Album: Drumdance to the Motherland

Label: Eremite

Review date: Aug. 20, 2006

If the word pairs "long-lost" and "out-jazz" start you drooling, stop reading now and fetch your bowl. None of  the players on Drumdance to the Motherland were well known when it was recorded in 1972, and only bandleader Khan Jamal - who partners nowadays with Matthew Shipp and Grachan Moncur III - has since evaded obscurity. This album was released in miniscule numbers on Byard Lancaster's short-lived Dogtown records and barely circulated beyond the Philadelphia city limits.

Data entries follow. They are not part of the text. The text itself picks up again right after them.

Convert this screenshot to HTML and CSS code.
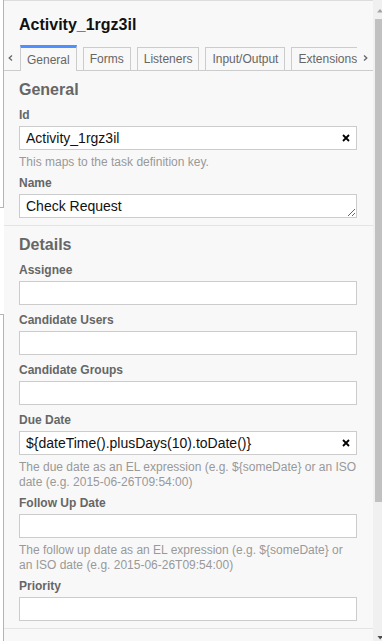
FILE: index.html
```html
<!DOCTYPE html>
<html lang="en">
<head>
  <meta charset="UTF-8" />
  <meta name="viewport" content="width=device-width, initial-scale=1.0"/>
  <title>Properties - Activity_1rgz3il</title>
  <link rel="stylesheet" href="styles.css">
</head>
<body>
  <!-- edge of the diagram canvas peeking out on the left -->
  <div class="canvas-edge">
    <div class="edge-top"></div>
    <div class="edge-gap"></div>
    <div class="edge-bottom"></div>
  </div>

  <aside class="panel">
    <header class="panel-header">
      <div class="panel-title">Activity_1rgz3il</div>
    </header>

    <div class="tabs">
      <span class="tab-arrow left">
        <svg width="5" height="6" viewBox="0 0 5 6"><path d="M4 0.5L1.2 3L4 5.5" fill="none" stroke="#666" stroke-width="1.3"/></svg>
      </span>
      <ul class="tab-list">
        <li class="tab active">General</li>
        <li class="tab">Forms</li>
        <li class="tab">Listeners</li>
        <li class="tab">Input/Output</li>
        <li class="tab">Extensions</li>
      </ul>
      <span class="tab-arrow right">
        <svg width="5" height="6" viewBox="0 0 5 6"><path d="M1 0.5L3.8 3L1 5.5" fill="none" stroke="#666" stroke-width="1.3"/></svg>
      </span>
    </div>

    <section class="group">
      <h2>General</h2>
      <div class="field">
        <label>Id</label>
        <div class="input-wrap">
          <input type="text" value="Activity_1rgz3il">
          <button class="clear" type="button">
            <svg width="8" height="8" viewBox="0 0 8 8"><path d="M1 1L7 7M7 1L1 7" stroke="#000" stroke-width="1.8"/></svg>
          </button>
        </div>
        <p class="description">This maps to the task definition key.</p>
      </div>
      <div class="field">
        <label>Name</label>
        <textarea rows="1">Check Request</textarea>
      </div>
    </section>

    <section class="group">
      <h2>Details</h2>
      <div class="field">
        <label>Assignee</label>
        <div class="input-wrap"><input type="text"></div>
      </div>
      <div class="field">
        <label>Candidate Users</label>
        <div class="input-wrap"><input type="text"></div>
      </div>
      <div class="field">
        <label>Candidate Groups</label>
        <div class="input-wrap"><input type="text"></div>
      </div>
      <div class="field">
        <label>Due Date</label>
        <div class="input-wrap">
          <input type="text" value="${dateTime().plusDays(10).toDate()}">
          <button class="clear" type="button">
            <svg width="8" height="8" viewBox="0 0 8 8"><path d="M1 1L7 7M7 1L1 7" stroke="#000" stroke-width="1.8"/></svg>
          </button>
        </div>
        <p class="description">The due date as an EL expression (e.g. ${someDate} or an ISO date (e.g. 2015-06-26T09:54:00)</p>
      </div>
      <div class="field">
        <label>Follow Up Date</label>
        <div class="input-wrap"><input type="text"></div>
        <p class="description">The follow up date as an EL expression (e.g. ${someDate} or an ISO date (e.g. 2015-06-26T09:54:00)</p>
      </div>
      <div class="field">
        <label>Priority</label>
        <div class="input-wrap"><input type="text"></div>
      </div>
    </section>

    <section class="group">
      <h2>Asynchronous Continuations</h2>
    </section>
  </aside>

  <div class="scrollbar">
    <div class="scroll-up">
      <svg width="9" height="19" viewBox="0 0 9 19"><polygon points="7,9 10,12.5 4,12.5" fill="#a3a3a3"/></svg>
    </div>
    <div class="scroll-thumb"></div>
    <div class="scroll-track"></div>
    <div class="scroll-down">
      <svg width="9" height="7" viewBox="0 0 9 7"><polygon points="4.5,2 10,2 7.2,5.5" fill="#505050"/></svg>
    </div>
  </div>
</body>
</html>
```

FILE: styles.css
```css
/* Reset */
* {
  margin: 0;
  padding: 0;
  box-sizing: border-box;
}

body {
  font-family: "Liberation Sans", Arial, sans-serif;
  background: #fff;
  color: #333;
  display: flex;
  height: 641px;
  overflow: hidden;
}

/* Canvas edge on the left */
.canvas-edge {
  width: 4px;
  flex-shrink: 0;
  display: flex;
  flex-direction: column;
}
.edge-top {
  height: 208px;
  border-right: 1px solid #b4b4b4;
  border-bottom: 1px solid #b4b4b4;
}
.edge-gap { height: 106px; }
.edge-bottom {
  flex: 1;
  border-right: 1px solid #b4b4b4;
  border-top: 1px solid #b4b4b4;
}

/* Panel */
.panel {
  flex: 1;
  min-width: 0;
  background: #f8f8f8;
  border-top: 1px solid #dcdcdc;
  overflow: hidden;
}

.panel-header {
  padding: 15px 15px 11px;
}
.panel-title {
  font-size: 16px;
  line-height: 18px;
  font-weight: bold;
  color: #111;
}

/* Tabs */
.tabs {
  display: flex;
  height: 26px;
  border-bottom: 1px solid #ccc;
}
.tab-arrow {
  width: 16px;
  flex-shrink: 0;
  display: flex;
  align-items: center;
}
.tab-arrow.left { padding-left: 4px; }
.tab-arrow.right { padding-left: 6px; }

.tab-list {
  flex: 1;
  min-width: 0;
  height: 26px;
  margin-bottom: -1px;
  list-style: none;
  display: flex;
  align-items: flex-end;
  gap: 6px;
  overflow: hidden;
}
.tab {
  flex-shrink: 0;
  height: 23px;
  margin-bottom: 1px;
  padding: 0 6px;
  border: 1px solid #ccc;
  border-bottom: none;
  background: #f8f8f8;
  font-size: 12px;
  color: #666;
  display: flex;
  align-items: center;
}
.tab.active {
  height: 26px;
  margin-bottom: 0;
  border-top: 3px solid #4d90fe;
}

/* Groups */
.group {
  padding: 10px 16px 7px 15px;
}
.group + .group {
  border-top: 1px solid #e4e4e4;
}
.group h2 {
  font-size: 16px;
  line-height: 18px;
  font-weight: bold;
  color: #666;
  margin-bottom: 9px;
}

.field { margin-bottom: 8px; }
.field:last-child { margin-bottom: 0; }

.field label {
  display: block;
  font-size: 12px;
  line-height: 15px;
  font-weight: bold;
  color: #666;
  margin-bottom: 3px;
}

.input-wrap {
  display: flex;
  align-items: center;
  height: 24px;
  background: #fff;
  border: 1px solid #ccc;
}
.input-wrap input {
  flex: 1;
  min-width: 0;
  height: 22px;
  padding: 0 6px;
  border: none;
  outline: none;
  background: none;
  font: 14px "Liberation Sans", Arial, sans-serif;
  color: #111;
}
.clear {
  width: 20px;
  height: 22px;
  flex-shrink: 0;
  border: none;
  background: none;
  display: flex;
  align-items: center;
  justify-content: center;
}

textarea {
  display: block;
  width: 100%;
  height: 24px;
  padding: 3px 6px;
  border: 1px solid #ccc;
  background: #fff;
  font: 14px "Liberation Sans", Arial, sans-serif;
  color: #111;
  resize: vertical;
  overflow: hidden;
  outline: none;
}

.description {
  margin-top: 4px;
  margin-bottom: -2px;
  padding-top: 1px;
  font-size: 12px;
  line-height: 15px;
  color: #999;
}

/* Scrollbar */
.scrollbar {
  width: 9px;
  flex-shrink: 0;
  background: #f0f0f0;
  display: flex;
  flex-direction: column;
  overflow: hidden;
}
.scroll-up { height: 19px; }
.scroll-up svg, .scroll-down svg { display: block; }
.scroll-thumb {
  height: 483px;
  margin-left: 2px;
  background: #c1c1c1;
}
.scroll-track { flex: 1; }
.scroll-down { height: 7px; }
```
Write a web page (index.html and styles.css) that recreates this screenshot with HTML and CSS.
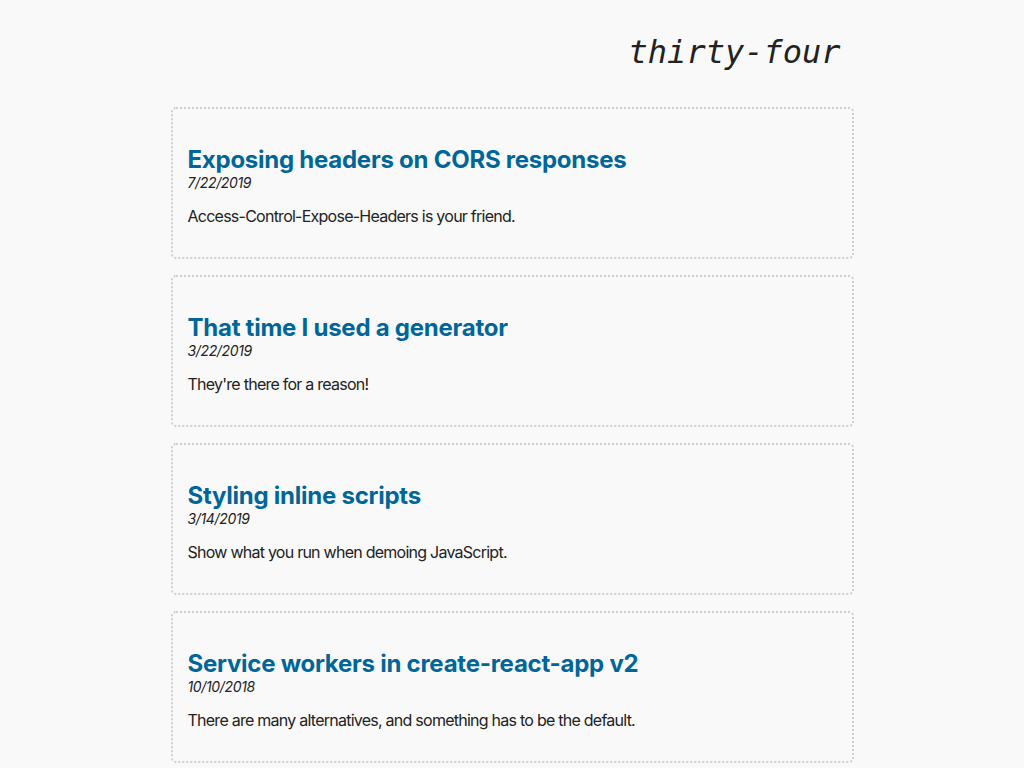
FILE: index.html
```html
<!DOCTYPE html>
<html lang="en">
<head>
<meta charset="utf-8">
<title>thirty-four</title>
<link rel="stylesheet" href="styles.css">
</head>
<body>
<div class="page">
  <header class="site-header">
    <h1 class="site-title">thirty-four</h1>
  </header>
  <main class="posts">
    <article class="post">
      <h2 class="post-title"><a href="#">Exposing headers on CORS responses</a></h2>
      <div class="post-date">7/22/2019</div>
      <p class="post-desc">Access-Control-Expose-Headers is your friend.</p>
    </article>
    <article class="post">
      <h2 class="post-title"><a href="#">That time I used a generator</a></h2>
      <div class="post-date">3/22/2019</div>
      <p class="post-desc">They're there for a reason!</p>
    </article>
    <article class="post">
      <h2 class="post-title"><a href="#">Styling inline scripts</a></h2>
      <div class="post-date">3/14/2019</div>
      <p class="post-desc">Show what you run when demoing JavaScript.</p>
    </article>
    <article class="post">
      <h2 class="post-title"><a href="#">Service workers in create-react-app v2</a></h2>
      <div class="post-date">10/10/2018</div>
      <p class="post-desc">There are many alternatives, and something has to be the default.</p>
    </article>
  </main>
</div>
</body>
</html>
```

FILE: styles.css
```css
html, body {
  margin: 0;
  padding: 0;
  background: #f9f9f9;
}
body {
  font-family: Inter, "Noto Sans", sans-serif;
  color: #222;
}
.page {
  width: 683px;
  margin: 0 auto;
}
.site-header {
  display: flex;
  justify-content: flex-end;
  padding: 30px 13px 0 0;
  height: 107px;
  box-sizing: border-box;
}
.site-title {
  margin: 0;
  font-family: "DejaVu Sans Mono", monospace;
  font-style: italic;
  font-weight: normal;
  font-size: 32px;
  line-height: 44px;
  color: #222;
}
.posts {
  display: flex;
  flex-direction: column;
  gap: 16px;
}
.post {
  border: 2px dotted #cfcfcf;
  border-radius: 5px;
  padding: 16px 16px 16px 15px;
  height: 152px;
  box-sizing: border-box;
}
.post-title {
  margin: 20px 0 0;
  font-size: 24px;
  font-weight: 700;
  line-height: 29px;
  letter-spacing: -0.25px;
}
.post-title a {
  color: #006699;
  text-decoration: none;
}
.post-date {
  font-size: 14px;
  font-style: italic;
  line-height: 17px;
  letter-spacing: -0.35px;
}
.post-desc {
  margin: 16px 0 0;
  font-size: 16px;
  line-height: 19px;
  letter-spacing: -0.75px;
}
```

And yet this has to be one of the reissues of the year. Whether by design or by chance, it bears a strong resemblance to the work of another resident of the city of brotherly love - Sun Ra. Like Ra's efforts for his own Saturn imprint, the recording is mystery-maximizingly murky and echo-laden. Engineer Mario Falana's (yup, Lola's brother) live reverb applications, particularly the way he makes isolated drum beats leap out of the percussive tapestry, navigate this record into the zone where King Tubby's dub meets Ra's Cosmic Tones For Mental Healing.

Jamal is currently known almost exclusively for his mallets playing, and certainly his vibraphone and marimba playing here ably cover the range from coolly melodic modal questing to astronautical space-throb. But he and drummer Dwight James also double on clarinet; on "Drum Dance," their dueling overblown reeds dart and wheel above an Afro-Latin quilt of handclaps and drums like swallows wheeling and diving above city roofs. Billy Mills' Fender bass comes to the fore on "Inner Peace," navigating a rainforest of tumbling bell tones and Monnette Sudler's reverberant guitar licks as instinctually as a jungle-born guide. Sudler is equally comfortable functioning as the keeper of the jazz flame here, spinning out idiomatic licks that float seductively above the fray, as she is diving into deep proto-dub canyons. Much of this record's appeal resides in the way that assimilated elements, such as Sudler's picking, draw you in only to turn you adrift in a sea of wondrous cosmic confusion.